CHALLENGE – Copy out every line exactly, passing over the pictures.

SUPPLIED MATERIAL –
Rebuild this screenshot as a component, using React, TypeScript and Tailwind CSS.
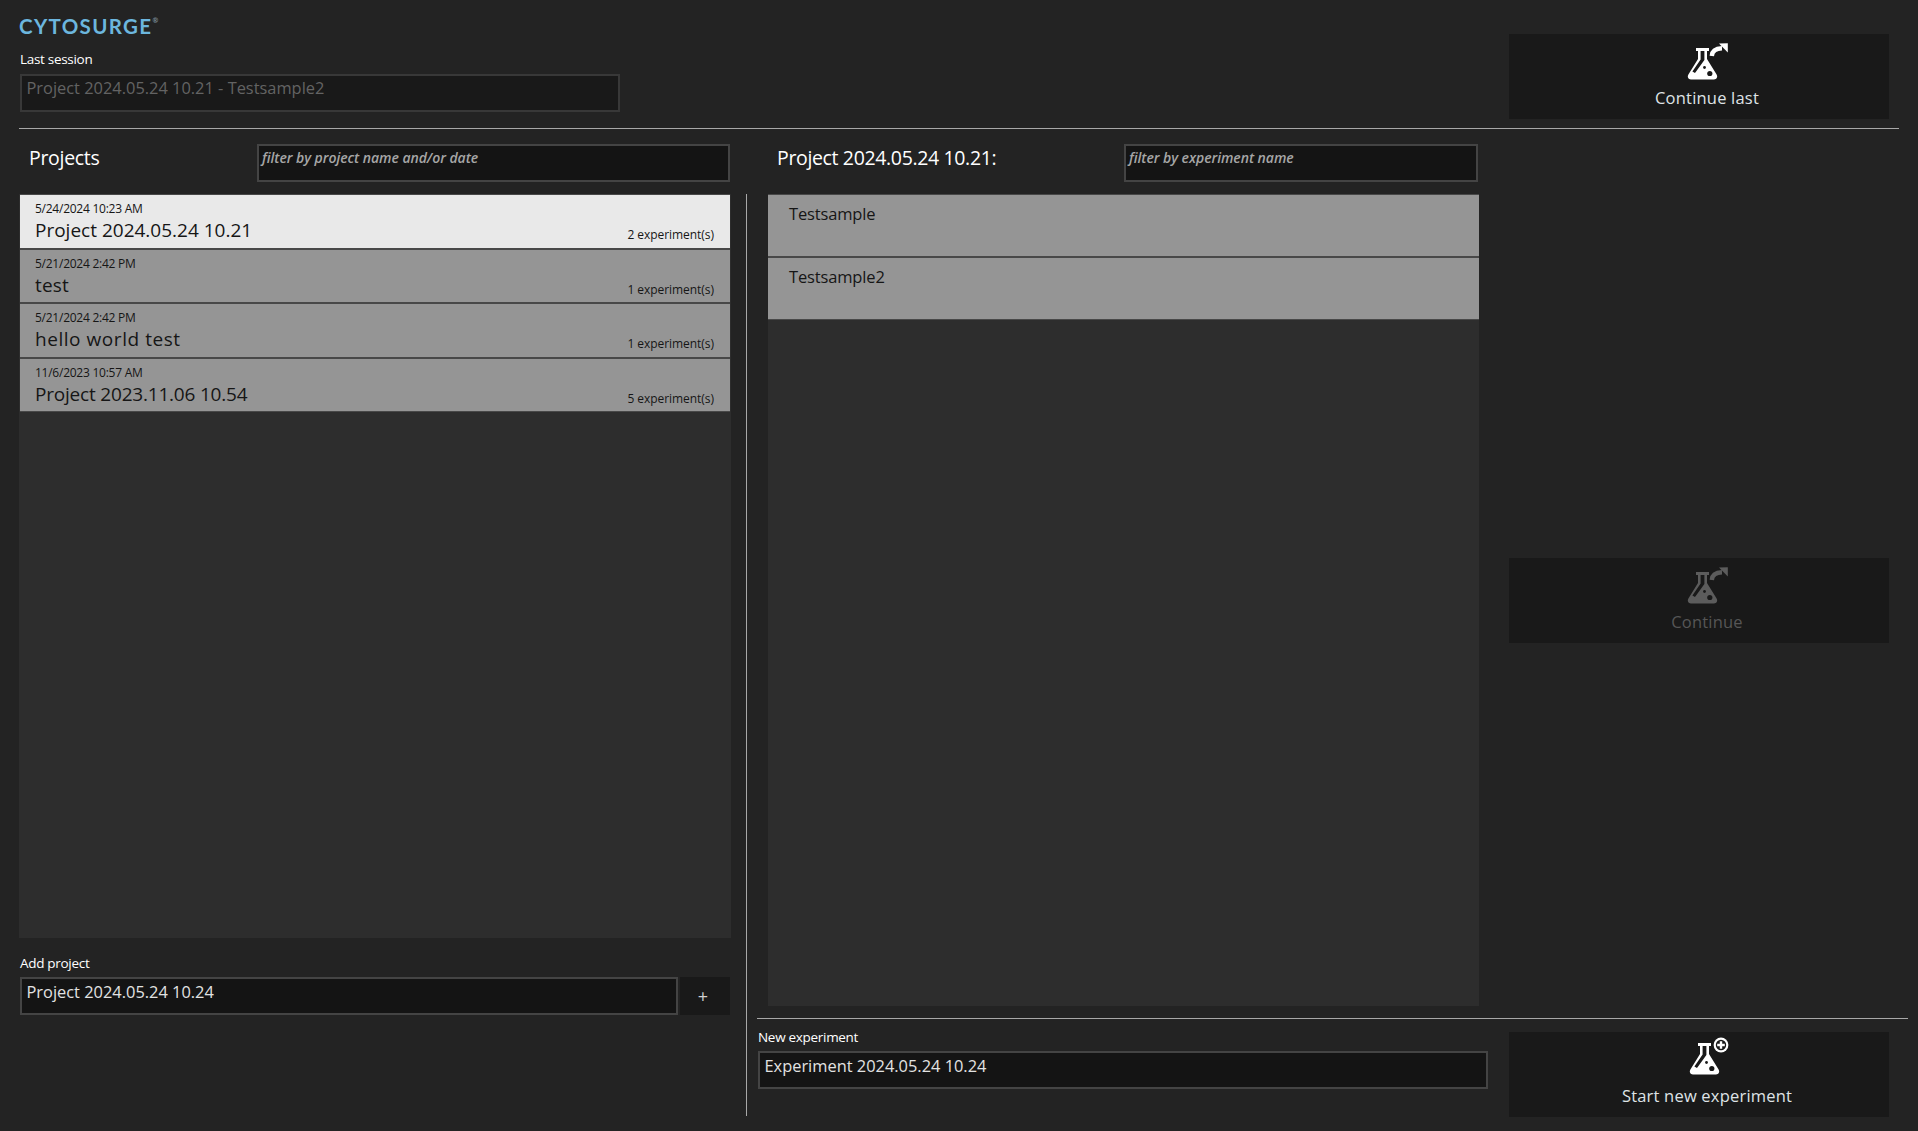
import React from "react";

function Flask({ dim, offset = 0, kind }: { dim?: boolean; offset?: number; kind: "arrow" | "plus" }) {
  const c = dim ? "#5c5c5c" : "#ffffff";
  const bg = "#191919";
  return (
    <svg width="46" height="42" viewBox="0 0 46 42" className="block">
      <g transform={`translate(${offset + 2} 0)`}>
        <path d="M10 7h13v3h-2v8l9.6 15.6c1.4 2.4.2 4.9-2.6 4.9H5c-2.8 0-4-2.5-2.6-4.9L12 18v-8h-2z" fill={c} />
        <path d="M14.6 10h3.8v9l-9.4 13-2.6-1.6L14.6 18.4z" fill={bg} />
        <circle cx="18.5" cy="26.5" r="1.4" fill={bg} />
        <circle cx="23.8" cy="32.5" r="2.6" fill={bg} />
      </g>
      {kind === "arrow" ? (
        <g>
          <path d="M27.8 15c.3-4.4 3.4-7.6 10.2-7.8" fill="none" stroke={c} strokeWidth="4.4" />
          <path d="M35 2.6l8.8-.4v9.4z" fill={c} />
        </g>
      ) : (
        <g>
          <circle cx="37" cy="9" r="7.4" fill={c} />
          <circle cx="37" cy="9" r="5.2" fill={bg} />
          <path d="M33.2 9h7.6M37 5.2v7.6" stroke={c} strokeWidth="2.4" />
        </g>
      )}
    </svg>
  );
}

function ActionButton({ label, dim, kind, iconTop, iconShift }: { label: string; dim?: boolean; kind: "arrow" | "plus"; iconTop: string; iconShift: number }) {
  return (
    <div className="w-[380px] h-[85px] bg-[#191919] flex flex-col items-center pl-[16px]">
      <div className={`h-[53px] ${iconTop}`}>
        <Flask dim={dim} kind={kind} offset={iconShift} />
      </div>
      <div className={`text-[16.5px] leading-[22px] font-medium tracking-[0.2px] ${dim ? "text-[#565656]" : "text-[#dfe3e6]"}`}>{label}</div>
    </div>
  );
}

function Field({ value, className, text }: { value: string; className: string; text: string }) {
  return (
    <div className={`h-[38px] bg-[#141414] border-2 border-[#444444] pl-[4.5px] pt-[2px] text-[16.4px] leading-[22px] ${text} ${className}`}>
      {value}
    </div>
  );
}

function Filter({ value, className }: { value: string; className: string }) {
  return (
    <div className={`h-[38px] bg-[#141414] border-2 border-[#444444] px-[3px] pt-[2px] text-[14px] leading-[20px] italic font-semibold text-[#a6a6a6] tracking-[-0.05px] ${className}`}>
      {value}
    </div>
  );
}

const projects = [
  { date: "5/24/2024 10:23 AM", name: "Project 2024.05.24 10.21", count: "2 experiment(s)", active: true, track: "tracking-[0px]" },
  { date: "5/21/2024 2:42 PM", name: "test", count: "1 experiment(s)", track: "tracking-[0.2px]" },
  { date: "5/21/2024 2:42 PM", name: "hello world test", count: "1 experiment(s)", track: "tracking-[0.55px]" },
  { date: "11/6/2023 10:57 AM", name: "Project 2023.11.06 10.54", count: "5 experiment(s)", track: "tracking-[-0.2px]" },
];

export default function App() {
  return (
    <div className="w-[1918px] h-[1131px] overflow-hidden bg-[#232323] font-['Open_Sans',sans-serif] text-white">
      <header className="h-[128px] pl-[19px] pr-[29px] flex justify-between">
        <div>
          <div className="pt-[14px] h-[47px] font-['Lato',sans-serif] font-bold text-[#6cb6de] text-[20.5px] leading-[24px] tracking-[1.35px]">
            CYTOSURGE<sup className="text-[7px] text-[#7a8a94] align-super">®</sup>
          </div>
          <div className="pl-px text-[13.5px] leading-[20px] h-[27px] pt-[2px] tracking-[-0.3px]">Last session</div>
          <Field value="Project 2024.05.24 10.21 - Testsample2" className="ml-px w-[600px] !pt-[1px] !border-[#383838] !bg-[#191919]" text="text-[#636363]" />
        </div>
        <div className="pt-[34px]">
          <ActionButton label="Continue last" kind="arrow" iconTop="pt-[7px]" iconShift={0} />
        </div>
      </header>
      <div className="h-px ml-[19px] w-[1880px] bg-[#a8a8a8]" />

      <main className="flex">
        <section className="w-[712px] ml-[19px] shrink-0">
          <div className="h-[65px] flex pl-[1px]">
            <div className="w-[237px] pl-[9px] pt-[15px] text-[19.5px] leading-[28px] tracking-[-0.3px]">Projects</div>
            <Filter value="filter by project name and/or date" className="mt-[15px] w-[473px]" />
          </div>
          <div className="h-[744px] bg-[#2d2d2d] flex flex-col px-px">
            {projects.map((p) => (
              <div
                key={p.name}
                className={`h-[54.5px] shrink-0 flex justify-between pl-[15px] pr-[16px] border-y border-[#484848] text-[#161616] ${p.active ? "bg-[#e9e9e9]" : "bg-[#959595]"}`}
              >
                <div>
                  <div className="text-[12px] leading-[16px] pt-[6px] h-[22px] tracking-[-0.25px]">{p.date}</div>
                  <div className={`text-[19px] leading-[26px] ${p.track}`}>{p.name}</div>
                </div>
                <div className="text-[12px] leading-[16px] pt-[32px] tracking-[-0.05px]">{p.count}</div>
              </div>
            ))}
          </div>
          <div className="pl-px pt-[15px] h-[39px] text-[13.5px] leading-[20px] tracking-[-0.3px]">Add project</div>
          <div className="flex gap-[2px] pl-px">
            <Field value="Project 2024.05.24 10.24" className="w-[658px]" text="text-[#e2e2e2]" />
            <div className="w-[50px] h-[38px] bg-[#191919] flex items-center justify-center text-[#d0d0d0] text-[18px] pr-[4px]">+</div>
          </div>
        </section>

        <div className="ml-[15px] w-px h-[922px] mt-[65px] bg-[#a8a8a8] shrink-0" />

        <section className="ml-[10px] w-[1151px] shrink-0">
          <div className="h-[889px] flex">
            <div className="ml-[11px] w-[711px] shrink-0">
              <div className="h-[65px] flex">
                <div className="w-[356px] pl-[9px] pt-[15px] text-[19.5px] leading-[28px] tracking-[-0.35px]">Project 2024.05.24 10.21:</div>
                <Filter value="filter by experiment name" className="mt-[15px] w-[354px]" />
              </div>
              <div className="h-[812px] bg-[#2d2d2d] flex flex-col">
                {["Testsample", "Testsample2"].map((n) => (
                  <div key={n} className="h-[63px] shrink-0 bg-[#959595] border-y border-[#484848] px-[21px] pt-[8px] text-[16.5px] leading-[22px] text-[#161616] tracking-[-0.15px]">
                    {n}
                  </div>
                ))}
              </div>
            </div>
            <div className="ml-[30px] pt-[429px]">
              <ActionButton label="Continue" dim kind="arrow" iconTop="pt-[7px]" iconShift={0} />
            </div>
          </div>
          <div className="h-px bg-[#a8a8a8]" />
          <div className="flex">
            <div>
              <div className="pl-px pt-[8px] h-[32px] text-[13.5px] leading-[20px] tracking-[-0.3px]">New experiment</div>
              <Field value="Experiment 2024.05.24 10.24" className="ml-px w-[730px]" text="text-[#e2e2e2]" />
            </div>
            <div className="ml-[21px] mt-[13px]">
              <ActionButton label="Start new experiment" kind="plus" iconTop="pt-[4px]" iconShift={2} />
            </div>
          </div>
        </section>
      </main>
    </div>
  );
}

RESPONSE –
Rebuild this screenshot as a component, using React, TypeScript and Tailwind CSS.
import React from "react";

function Flask({ dim, offset = 0, kind }: { dim?: boolean; offset?: number; kind: "arrow" | "plus" }) {
  const c = dim ? "#5c5c5c" : "#ffffff";
  const bg = "#191919";
  return (
    <svg width="46" height="42" viewBox="0 0 46 42" className="block">
      <g transform={`translate(${offset + 2} 0)`}>
        <path d="M10 7h13v3h-2v8l9.6 15.6c1.4 2.4.2 4.9-2.6 4.9H5c-2.8 0-4-2.5-2.6-4.9L12 18v-8h-2z" fill={c} />
        <path d="M14.6 10h3.8v9l-9.4 13-2.6-1.6L14.6 18.4z" fill={bg} />
        <circle cx="18.5" cy="26.5" r="1.4" fill={bg} />
        <circle cx="23.8" cy="32.5" r="2.6" fill={bg} />
      </g>
      {kind === "arrow" ? (
        <g>
          <path d="M27.8 15c.3-4.4 3.4-7.6 10.2-7.8" fill="none" stroke={c} strokeWidth="4.4" />
          <path d="M35 2.6l8.8-.4v9.4z" fill={c} />
        </g>
      ) : (
        <g>
          <circle cx="37" cy="9" r="7.4" fill={c} />
          <circle cx="37" cy="9" r="5.2" fill={bg} />
          <path d="M33.2 9h7.6M37 5.2v7.6" stroke={c} strokeWidth="2.4" />
        </g>
      )}
    </svg>
  );
}

function ActionButton({ label, dim, kind, iconTop, iconShift }: { label: string; dim?: boolean; kind: "arrow" | "plus"; iconTop: string; iconShift: number }) {
  return (
    <div className="w-[380px] h-[85px] bg-[#191919] flex flex-col items-center pl-[16px]">
      <div className={`h-[53px] ${iconTop}`}>
        <Flask dim={dim} kind={kind} offset={iconShift} />
      </div>
      <div className={`text-[16.5px] leading-[22px] font-medium tracking-[0.2px] ${dim ? "text-[#565656]" : "text-[#dfe3e6]"}`}>{label}</div>
    </div>
  );
}

function Field({ value, className, text }: { value: string; className: string; text: string }) {
  return (
    <div className={`h-[38px] bg-[#141414] border-2 border-[#444444] pl-[4.5px] pt-[2px] text-[16.4px] leading-[22px] ${text} ${className}`}>
      {value}
    </div>
  );
}

function Filter({ value, className }: { value: string; className: string }) {
  return (
    <div className={`h-[38px] bg-[#141414] border-2 border-[#444444] px-[3px] pt-[2px] text-[14px] leading-[20px] italic font-semibold text-[#a6a6a6] tracking-[-0.05px] ${className}`}>
      {value}
    </div>
  );
}

const projects = [
  { date: "5/24/2024 10:23 AM", name: "Project 2024.05.24 10.21", count: "2 experiment(s)", active: true, track: "tracking-[0px]" },
  { date: "5/21/2024 2:42 PM", name: "test", count: "1 experiment(s)", track: "tracking-[0.2px]" },
  { date: "5/21/2024 2:42 PM", name: "hello world test", count: "1 experiment(s)", track: "tracking-[0.55px]" },
  { date: "11/6/2023 10:57 AM", name: "Project 2023.11.06 10.54", count: "5 experiment(s)", track: "tracking-[-0.2px]" },
];

export default function App() {
  return (
    <div className="w-[1918px] h-[1131px] overflow-hidden bg-[#232323] font-['Open_Sans',sans-serif] text-white">
      <header className="h-[128px] pl-[19px] pr-[29px] flex justify-between">
        <div>
          <div className="pt-[14px] h-[47px] font-['Lato',sans-serif] font-bold text-[#6cb6de] text-[20.5px] leading-[24px] tracking-[1.35px]">
            CYTOSURGE<sup className="text-[7px] text-[#7a8a94] align-super">®</sup>
          </div>
          <div className="pl-px text-[13.5px] leading-[20px] h-[27px] pt-[2px] tracking-[-0.3px]">Last session</div>
          <Field value="Project 2024.05.24 10.21 - Testsample2" className="ml-px w-[600px] !pt-[1px] !border-[#383838] !bg-[#191919]" text="text-[#636363]" />
        </div>
        <div className="pt-[34px]">
          <ActionButton label="Continue last" kind="arrow" iconTop="pt-[7px]" iconShift={0} />
        </div>
      </header>
      <div className="h-px ml-[19px] w-[1880px] bg-[#a8a8a8]" />

      <main className="flex">
        <section className="w-[712px] ml-[19px] shrink-0">
          <div className="h-[65px] flex pl-[1px]">
            <div className="w-[237px] pl-[9px] pt-[15px] text-[19.5px] leading-[28px] tracking-[-0.3px]">Projects</div>
            <Filter value="filter by project name and/or date" className="mt-[15px] w-[473px]" />
          </div>
          <div className="h-[744px] bg-[#2d2d2d] flex flex-col px-px">
            {projects.map((p) => (
              <div
                key={p.name}
                className={`h-[54.5px] shrink-0 flex justify-between pl-[15px] pr-[16px] border-y border-[#484848] text-[#161616] ${p.active ? "bg-[#e9e9e9]" : "bg-[#959595]"}`}
              >
                <div>
                  <div className="text-[12px] leading-[16px] pt-[6px] h-[22px] tracking-[-0.25px]">{p.date}</div>
                  <div className={`text-[19px] leading-[26px] ${p.track}`}>{p.name}</div>
                </div>
                <div className="text-[12px] leading-[16px] pt-[32px] tracking-[-0.05px]">{p.count}</div>
              </div>
            ))}
          </div>
          <div className="pl-px pt-[15px] h-[39px] text-[13.5px] leading-[20px] tracking-[-0.3px]">Add project</div>
          <div className="flex gap-[2px] pl-px">
            <Field value="Project 2024.05.24 10.24" className="w-[658px]" text="text-[#e2e2e2]" />
            <div className="w-[50px] h-[38px] bg-[#191919] flex items-center justify-center text-[#d0d0d0] text-[18px] pr-[4px]">+</div>
          </div>
        </section>

        <div className="ml-[15px] w-px h-[922px] mt-[65px] bg-[#a8a8a8] shrink-0" />

        <section className="ml-[10px] w-[1151px] shrink-0">
          <div className="h-[889px] flex">
            <div className="ml-[11px] w-[711px] shrink-0">
              <div className="h-[65px] flex">
                <div className="w-[356px] pl-[9px] pt-[15px] text-[19.5px] leading-[28px] tracking-[-0.35px]">Project 2024.05.24 10.21:</div>
                <Filter value="filter by experiment name" className="mt-[15px] w-[354px]" />
              </div>
              <div className="h-[812px] bg-[#2d2d2d] flex flex-col">
                {["Testsample", "Testsample2"].map((n) => (
                  <div key={n} className="h-[63px] shrink-0 bg-[#959595] border-y border-[#484848] px-[21px] pt-[8px] text-[16.5px] leading-[22px] text-[#161616] tracking-[-0.15px]">
                    {n}
                  </div>
                ))}
              </div>
            </div>
            <div className="ml-[30px] pt-[429px]">
              <ActionButton label="Continue" dim kind="arrow" iconTop="pt-[7px]" iconShift={0} />
            </div>
          </div>
          <div className="h-px bg-[#a8a8a8]" />
          <div className="flex">
            <div>
              <div className="pl-px pt-[8px] h-[32px] text-[13.5px] leading-[20px] tracking-[-0.3px]">New experiment</div>
              <Field value="Experiment 2024.05.24 10.24" className="ml-px w-[730px]" text="text-[#e2e2e2]" />
            </div>
            <div className="ml-[21px] mt-[13px]">
              <ActionButton label="Start new experiment" kind="plus" iconTop="pt-[4px]" iconShift={2} />
            </div>
          </div>
        </section>
      </main>
    </div>
  );
}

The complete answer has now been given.